Hoover had experience with ideological roundups, of course, having managed the arrests of alien Communists in the Palmer raids of 1920. The backlash nearly cost Hoover his job and earned him the undying hatred of most of the American left. Hoover knew that emergencies eventually passed, but the indignation and legal retribution over mass internments would not. The backlash against the bureau would intensify as the imagined and improvable danger of the detainees paled in comparison to the actual and easily provable injustices against those Hoover would have arrested.
So what was the FBI director to do? Hoover’s answer was a vast public relations campaign to foster a climate of opinion in support of such detentions if they took place.
In February 1946, Hoover ordered that “an effort should be made now to prepare educational materials which can be released through available channels so that in the event of an emergency we will have an informed public opinion” to counteract the “flood of propaganda” that would accompany the “extensive arrests of Communists.”

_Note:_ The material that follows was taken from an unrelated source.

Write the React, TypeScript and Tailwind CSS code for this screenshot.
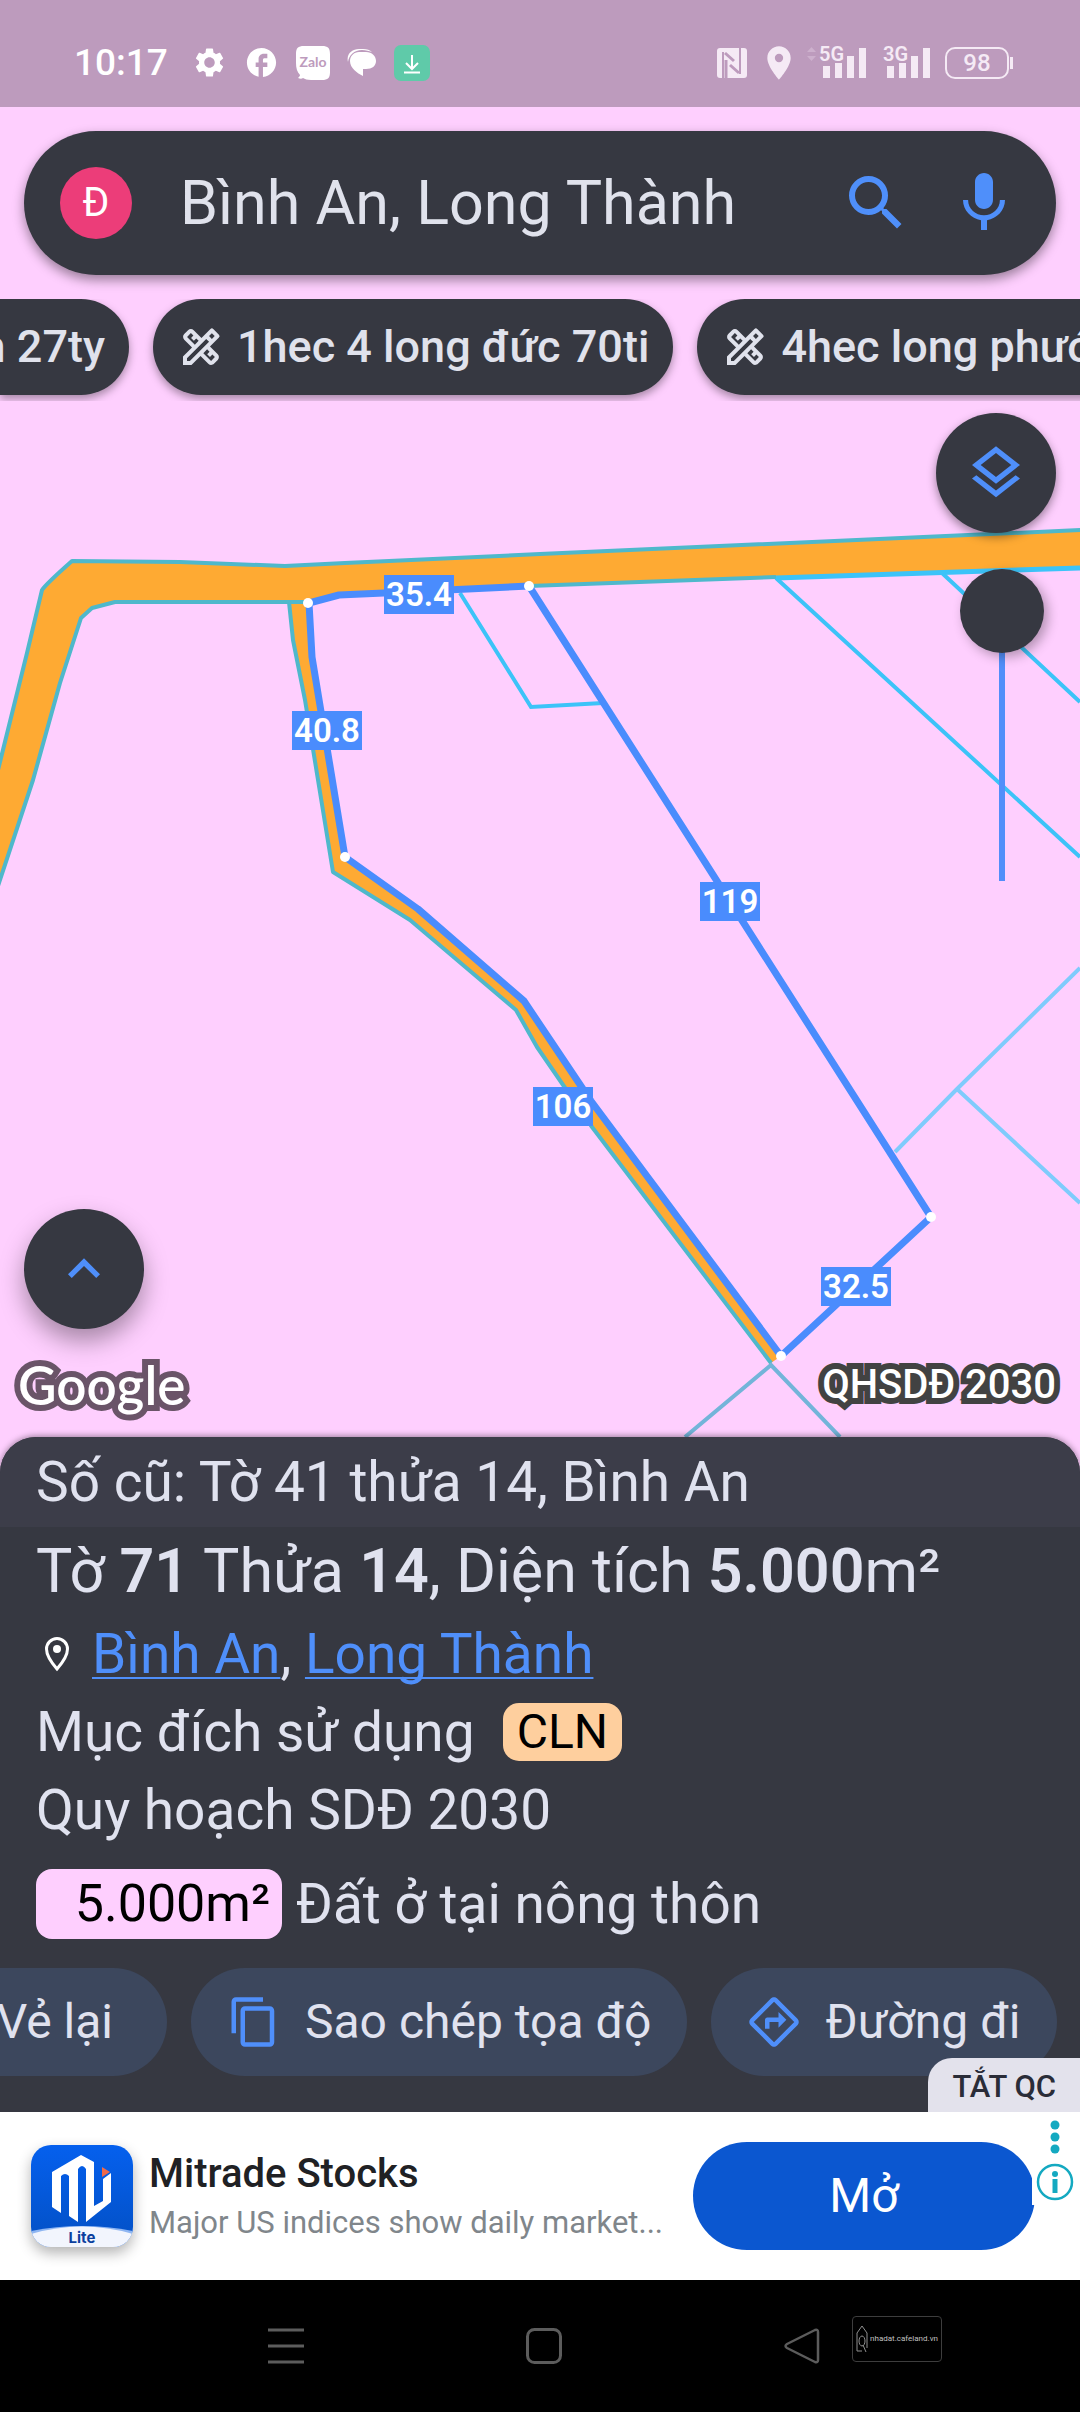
import type { ReactNode } from 'react';
import {
  MdContentCopy,
  MdFacebook,
  MdKeyboardArrowUp,
  MdLocationOn,
  MdMic,
  MdOutlineDesignServices,
  MdOutlineDirections,
  MdOutlineLayers,
  MdSearch,
  MdSettings,
} from 'react-icons/md';

type Measure = { value: string; x: number; y: number; w: number };

const MEASURES: Measure[] = [
  { value: '35.4', x: 384, y: 575, w: 70 },
  { value: '40.8', x: 292, y: 711, w: 70 },
  { value: '119', x: 700, y: 882, w: 60 },
  { value: '106', x: 533, y: 1087, w: 60 },
  { value: '32.5', x: 821, y: 1267, w: 70 },
];

const CORNERS = [
  [308, 603],
  [529, 586],
  [931, 1217],
  [781, 1356],
  [345, 857],
];

function ZaloIcon() {
  return (
    <svg viewBox="0 0 34 34" className="size-[34px]" role="img" aria-label="Zalo">
      <path fill="#fff" d="M8 0h18c6 0 8 2 8 8v18c0 6-2 8-8 8H15c-4 0-6-1-8-2-1 1-3 1-5 0 1-1 2-2 2-3C1 26 0 22 0 17V8c0-6 2-8 8-8z" />
      <text x="17" y="21" textAnchor="middle" fontSize="14" fontWeight="700" fill="#bd9bbd" fontFamily="Lato, sans-serif">Zalo</text>
    </svg>
  );
}

function ChatIcon() {
  return (
    <svg viewBox="0 0 30 30" className="size-[30px]" aria-hidden="true">
      <path fill="#fff" d="M1 14C-1 6 5 1 12 1h4c4 0 7 1 9 3-3-1-6-2-10-2C7 2 2 7 1 14z" />
      <path fill="#fff" d="M12 4h7c6 0 10 4 10 9s-4 8-10 8h-3v7C10 25 3 20 3 13c0-5 4-9 9-9z" />
    </svg>
  );
}

function DownloadBadge() {
  return (
    <svg viewBox="0 0 36 36" className="size-9" aria-hidden="true">
      <rect width="36" height="36" rx="7" fill="#5fcaa9" />
      <path fill="none" stroke="#fff" strokeWidth="2" d="M18 10v14M12 18l6 6 6-6M10 27.500h16" />
    </svg>
  );
}

function NfcIcon() {
  return (
    <svg viewBox="0 0 30 30" className="size-[30px]" aria-hidden="true">
      <rect width="30" height="30" rx="3" fill="#f5eaf5" />
      <path fill="none" stroke="#bd9bbd" strokeWidth="2" d="M6 30V4M23 26V0" />
      <path fill="none" stroke="#bd9bbd" strokeWidth="3" d="M8 5l9 8M9 30V12M13 17l9 8" />
    </svg>
  );
}

function Signal({ label, arrows }: { label: string; arrows?: boolean }) {
  return (
    <svg viewBox="0 -8 60 50" className="h-[50px] w-[60px]" role="img" aria-label={label}>
      {arrows && <path fill="#cdb0cd" d="M0 6l4.500-5L9 6zM0 10l4.500 5L9 10z" />}
      <text x="12" y="15" fontSize="20" fontWeight="600" fill="#f5eaf5" fontFamily="Roboto, sans-serif">{label}</text>
      <path fill="#f5eaf5" d="M16 20h7v12h-7zM28 17h7v15h-7zM40 10h7v22h-7zM52 2h7v30h-7z" />
    </svg>
  );
}

function StatusBar() {
  return (
    <header className="flex h-[107px] items-center justify-between bg-[#bd9bbd] pt-[18px] pr-[67px] pl-[74px]">
      <div className="flex items-center text-white">
        <time className="w-[118px] text-[37px] font-medium">10:17</time>
        <div className="flex items-center gap-[17px]">
          <MdSettings className="size-[35px]" />
          <MdFacebook className="size-[35px]" />
          <ZaloIcon />
          <ChatIcon />
          <DownloadBadge />
        </div>
      </div>
      <div className="flex items-center text-[#f5eaf5]">
        <NfcIcon />
        <MdLocationOn className="ml-3 size-[40px]" />
        <div className="ml-2 flex gap-1">
          <Signal label="5G" arrows />
          <Signal label="3G" />
        </div>
        <div className="ml-[14px] flex items-center gap-[1px]">
          <span className="flex h-8 w-16 items-center justify-center rounded-[10px] border-2 border-current text-[24px] font-medium">98</span>
          <span className="h-3 w-[3px] bg-current" />
        </div>
      </div>
    </header>
  );
}

function ParcelMap() {
  return (
    <svg viewBox="0 107 1080 1330" preserveAspectRatio="xMidYMid slice" className="absolute inset-0 h-full w-full" role="img" aria-label="Bản đồ thửa đất">
      <rect y="107" width="1080" height="1330" fill="#fecffe" />
      <path fill="#feaa33" d="M0 763L27 653 42 590 72 561 180 562 285 566 345 563 540 554 1080 530V567L776 577 529 586 339 594 309 603 312 657 345 857 418 909 524 1001 591 1101 781 1356 771 1363 592 1127 537 1047 516 1010 410 920 333 872 305 700 293 640 289 602H115L92 608 81 618 60 683 33 780 0 880z" />
      <g fill="none" stroke="#4fb8cb" strokeWidth="4" strokeLinejoin="round">
        <path d="M-2 770L27 653 42 590Q46 584 72 561L180 562 285 566 345 563 540 554 1082 530" />
        <path d="M-2 886L33 780 60 683 81 618 92 608 115 602H308" />
        <path d="M289 602L293 640 305 700 333 872 410 920 516 1010 537 1047 592 1127 771 1363" />
        <path d="M529 586L776 577" />
      </g>
      <g fill="none" stroke="#3cc3f8" strokeWidth="4">
        <path d="M460 593L531 707 603 703" />
        <path d="M776 578L1080 857M942 573L1080 702" />
        <path d="M776 578L1080 568" strokeWidth="5" />
      </g>
      <path fill="none" stroke="#7fcbfc" strokeWidth="4" d="M1080 968L957 1089 895 1152M957 1089L1080 1203" />
      <path fill="none" stroke="#73b4d9" strokeWidth="4" d="M685 1437L771 1365 840 1437" />
      <path fill="none" stroke="#4a8cfd" strokeWidth="7" strokeLinejoin="round" d="M309 603L339 595 384 593 529 586 931 1217 781 1356 591 1101 524 1001 418 909 345 857 312 657z" />
      {CORNERS.map(([x, y]) => (
        <circle key={`${x}-${y}`} cx={x} cy={y} r="5" fill="#fff" />
      ))}
      {MEASURES.map(m => (
        <g key={m.value}>
          <rect x={m.x} y={m.y} width={m.w} height="39" fill="#4a8cfd" />
          <text x={m.x + m.w / 2} y={m.y + 31} textAnchor="middle" fontSize="33" fontWeight="600" fill="#fff" fontFamily="Roboto, sans-serif">
            {m.value}
          </text>
        </g>
      ))}
    </svg>
  );
}

function SearchBar() {
  return (
    <form role="search" onSubmit={e => e.preventDefault()} className="relative mx-6 mt-6 flex h-36 items-center rounded-full bg-[#363841] px-9 shadow-[0_5px_12px_rgba(0,0,0,0.4)]">
      <button type="button" aria-label="Tài khoản" className="size-[72px] shrink-0 rounded-full bg-[#ec3d79] text-[40px] text-white">
        Đ
      </button>
      <input
        aria-label="Tìm kiếm"
        defaultValue="Bình An, Long Thành"
        className="ml-12 h-24 min-w-0 flex-1 bg-transparent text-[61px] text-[#e0e2ec] outline-none"
      />
      <button type="submit" aria-label="Tìm" className="text-[#4f8ffa]">
        <MdSearch className="size-[72px]" />
      </button>
      <button type="button" aria-label="Giọng nói" className="ml-9 text-[#4f8ffa]">
        <MdMic className="size-[72px]" />
      </button>
    </form>
  );
}

const chip = 'flex h-24 shrink-0 items-center gap-3 whitespace-nowrap bg-[#363841] px-6 text-[45px] font-medium text-[#e0e2ec] shadow-[0_4px_8px_rgba(0,0,0,0.35)]';

function SavedChips() {
  return (
    <nav aria-label="Đã lưu" className="relative mt-6 flex gap-6 overflow-hidden pb-[6px]">
      <button className={`${chip} w-[129px] justify-end rounded-r-full`}>n 27ty</button>
      {['1hec 4 long đức 70ti', '4hec long phước'].map(label => (
        <button key={label} className={`${chip} rounded-full`}>
          <MdOutlineDesignServices className="size-12" />
          {label}
        </button>
      ))}
    </nav>
  );
}

const roundButton = 'grid size-[120px] place-items-center rounded-full bg-[#363841] text-[#4f8ffa]';

function MapControls() {
  return (
    <div className="relative flex flex-1 flex-col">
      <div className="flex flex-col items-end px-6 pt-3">
        <button aria-label="Lớp bản đồ" className={`${roundButton} shadow-[0_4px_10px_rgba(0,0,0,0.4)]`}>
          <MdOutlineLayers className="size-16" />
        </button>
        <input
          type="range"
          aria-label="Độ mờ"
          defaultValue={0}
          className="mt-9 mr-3 h-[312px] w-[84px] appearance-none bg-[linear-gradient(#528efa,#528efa)] bg-[length:6px_100%] bg-center bg-no-repeat [writing-mode:vertical-lr] [&::-webkit-slider-thumb]:size-[84px] [&::-webkit-slider-thumb]:appearance-none [&::-webkit-slider-thumb]:rounded-full [&::-webkit-slider-thumb]:bg-[#363841] [&::-webkit-slider-thumb]:shadow-[4px_4px_12px_rgba(0,0,0,0.3)]"
        />
      </div>
      <button aria-label="Mở rộng" className={`${roundButton} mt-auto ml-6 shadow-[0_12px_24px_rgba(0,0,0,0.35)]`}>
        <MdKeyboardArrowUp className="size-16" />
      </button>
      <div className="flex h-[108px] items-center justify-between pt-1 pr-6 pl-[18px]">
        <span className="font-[Lato,sans-serif] text-[53px] font-semibold text-white [-webkit-text-stroke:12px_#6a5468] [paint-order:stroke_fill] [stroke-linejoin:round]">Google</span>
        <span className="text-[40px] font-medium text-white [-webkit-text-stroke:12px_#424242] [paint-order:stroke_fill] [stroke-linejoin:round]">QHSDĐ 2030</span>
      </div>
    </div>
  );
}

function Row({ children }: { children: ReactNode }) {
  return <div className="flex h-[78px] items-center">{children}</div>;
}

function PinIcon() {
  return (
    <svg viewBox="0 0 26 36" className="mr-[22px] ml-2 h-9 w-[26px]" aria-hidden="true">
      <path fill="none" stroke="#fff" strokeWidth="3" d="M13 33C6 25 2.500 19 2.500 13a10.500 10.500 0 0 1 21 0c0 6-3.500 12-10.500 20z" />
      <circle cx="13" cy="13" r="4" fill="#fff" />
    </svg>
  );
}

const action = 'flex h-[108px] shrink-0 items-center gap-6 whitespace-nowrap bg-[#3c475d]';
const link = 'text-[#4f8ffa] underline decoration-2 underline-offset-[4px] [text-decoration-skip-ink:none]';

function ParcelSheet() {
  return (
    <section className="relative overflow-hidden rounded-t-[36px] bg-[#363841] text-[55px] text-[#e0e2ef] shadow-[0_-1px_6px_rgba(0,0,0,0.4)]">
      <p className="flex h-[90px] items-center bg-[#3c3d49] px-9">Số cũ: Tờ 41 thửa 14, Bình An</p>
      <div className="px-9 pt-[2px]">
        <h1 className="flex h-[86px] items-center text-[61px] whitespace-pre">
          Tờ <b className="font-semibold">71</b> Thửa <b className="font-semibold">14</b>, Diện tích <b className="font-semibold">5.000</b>m²
        </h1>
        <Row>
          <PinIcon />
          <p>
            <a href="#binh-an" className={link}>Bình An</a>
            {', '}
            <a href="#long-thanh" className={link}>Long Thành</a>
          </p>
        </Row>
        <Row>
          Mục đích sử dụng
          <span className="ml-7 flex h-[58px] items-center rounded-[16px] bg-[#fecf9e] px-[14px] text-[48px] text-black">CLN</span>
        </Row>
        <Row>Quy hoạch SDĐ 2030</Row>
        <div className="flex h-[110px] items-center gap-[14px]">
          <span className="flex h-[70px] w-[246px] items-center justify-end rounded-[16px] bg-[#fecffe] pr-3 text-[52px] text-black">5.000m²</span>
          Đất ở tại nông thôn
        </div>
      </div>
      <div className="mt-[9px] flex gap-6 overflow-hidden pb-9 text-[48px]">
        <button className={`${action} w-[167px] justify-end rounded-r-full pr-[54px]`}>Vẻ lại</button>
        <button className={`${action} rounded-full px-9`}>
          <MdContentCopy className="size-[54px] text-[#4f8ffa]" />
          Sao chép tọa độ
        </button>
        <button className={`${action} rounded-full px-9`}>
          <MdOutlineDirections className="size-[54px] text-[#4f8ffa]" />
          Đường đi
        </button>
      </div>
      <button className="absolute right-0 bottom-0 h-[54px] rounded-tl-[24px] bg-[#e3e2ec] px-6 pt-1 text-[31px] font-medium text-[#2a2c38]">TẮT QC</button>
    </section>
  );
}

function MitradeLogo() {
  return (
    <svg viewBox="0 0 102 102" className="size-[102px] shrink-0 rounded-[20px] shadow-[0_6px_14px_rgba(0,0,0,0.3)]" role="img" aria-label="Mitrade Lite">
      <defs>
        <linearGradient id="mitrade" x1="0" y1="0" x2="0" y2="1">
          <stop offset="0" stopColor="#0560ee" />
          <stop offset="1" stopColor="#0350c4" />
        </linearGradient>
      </defs>
      <rect width="102" height="102" fill="url(#mitrade)" />
      <path fill="#8fb6f2" d="M0 86Q51 76 102 86V102H0z" />
      <path fill="#f2f5fd" d="M0 89Q51 74 102 89V102H0z" />
      <path fill="#fff" d="M21 27L50 10 63 17V61L72 56V34L80 28V57L55 77V24Q51 18 47 24V77L38 71V31Q34 27 30 31V68L21 62z" />
      <path fill="#ef6a4a" d="M71 22L79 27 71 32z" />
      <text x="51" y="98" textAnchor="middle" fontSize="15" fontWeight="700" fill="#0b3f9e" fontFamily="Inter, sans-serif">Lite</text>
    </svg>
  );
}

function AdBanner() {
  return (
    <aside className="relative flex h-[168px] items-center bg-white pr-[45px] pl-[31px]">
      <MitradeLogo />
      <div className="ml-4 min-w-0 flex-1 pt-1">
        <h2 className="text-[40px] leading-[50px] font-medium text-[#202124]">Mitrade Stocks</h2>
        <p className="truncate text-[31px] leading-[48px] text-[#80868b]">Major US indices show daily market...</p>
      </div>
      <button className="ml-5 h-[108px] w-[342px] shrink-0 rounded-full bg-[#0b57d0] text-[48px] text-white">Mở</button>
      <button aria-label="Thông tin quảng cáo" className="absolute top-0 right-0 h-[93px] w-12 bg-white">
        <svg viewBox="0 0 48 93" className="h-[93px] w-12" fill="#14a9c1">
          <circle cx="23" cy="13" r="4.500" />
          <circle cx="23" cy="25" r="4.500" />
          <circle cx="23" cy="37" r="4.500" />
          <circle cx="23" cy="70" r="17" fill="none" stroke="#14a9c1" strokeWidth="2.500" />
          <circle cx="23" cy="62" r="3" />
          <path d="M20.500 67h5v14h-5z" />
        </svg>
      </button>
    </aside>
  );
}

function NavigationBar() {
  return (
    <footer className="relative grid h-[132px] grid-cols-3 items-center bg-black pr-[149px] pl-[157px]">
      <button aria-label="Gần đây" className="justify-self-center">
        <svg viewBox="0 0 36 36" className="size-9" stroke="#5c5c5c" strokeWidth="3">
          <path d="M0 2h36M0 18h36M0 34h36" />
        </svg>
      </button>
      <button aria-label="Trang chủ" className="justify-self-center">
        <svg viewBox="0 0 36 36" className="size-9" fill="none" stroke="#5c5c5c" strokeWidth="3">
          <rect x="1.500" y="1.500" width="33" height="33" rx="7" />
        </svg>
      </button>
      <button aria-label="Quay lại" className="justify-self-center">
        <svg viewBox="0 0 36 36" className="size-9" fill="none" stroke="#5c5c5c" strokeWidth="2.500" strokeLinejoin="round">
          <path d="M31 2Q34 1 34 4V32Q34 35 31 34L3 20Q0 18 3 16z" />
        </svg>
      </button>
      <div className="absolute top-9 right-[138px] flex h-[46px] w-[90px] items-center justify-center gap-[2px] rounded-[4px] border border-[#3d3d3d] text-[8px] text-[#c0c0c0]">
        <svg viewBox="0 0 12 28" className="h-7 w-3 shrink-0" fill="none" stroke="#909090">
          <path d="M6 26H1V8L6 1 11 8V23" />
          <ellipse cx="6" cy="16" rx="3" ry="5" />
          <path d="M7 20L10 27" />
        </svg>
        nhadat.cafeland.vn
      </div>
    </footer>
  );
}

export default function App() {
  return (
    <div className="flex min-h-screen flex-col overflow-x-hidden bg-[#fecffe] font-[Roboto,sans-serif]">
      <StatusBar />
      <main className="relative flex flex-1 flex-col overflow-hidden">
        <ParcelMap />
        <SearchBar />
        <SavedChips />
        <MapControls />
      </main>
      <ParcelSheet />
      <AdBanner />
      <NavigationBar />
    </div>
  );
}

The massive FBI intervention in popular entertainment and the news during the late ’40s and early ’50s can be traced to this need for public support. The bureau helped produce the adventure series This Is Your FBI for radio from 1945 to 1953 and worked with author Don Whitehead for his 1956 bestseller The FBI Story, which was made into a movie starring Jimmy Stewart. Hoover published a bestselling anti-Communist tract, Masters of Deceit, in 1958.
The deeper story behind Hoover’s memo to Souers in July 1950 is more interesting than the knee-jerk civil libertarian response of some of the news reports. The letter did little more than inform Souers that a contingency plan was on the shelf if it was needed.
More compelling, however, is that the letter opens a window into an alternative—and most plausible—universe of what might have been if the Cold War had gone hot. It is also illustrative of how our history has sometimes been shaped by the concerns of the powerful over what might happen, but did not.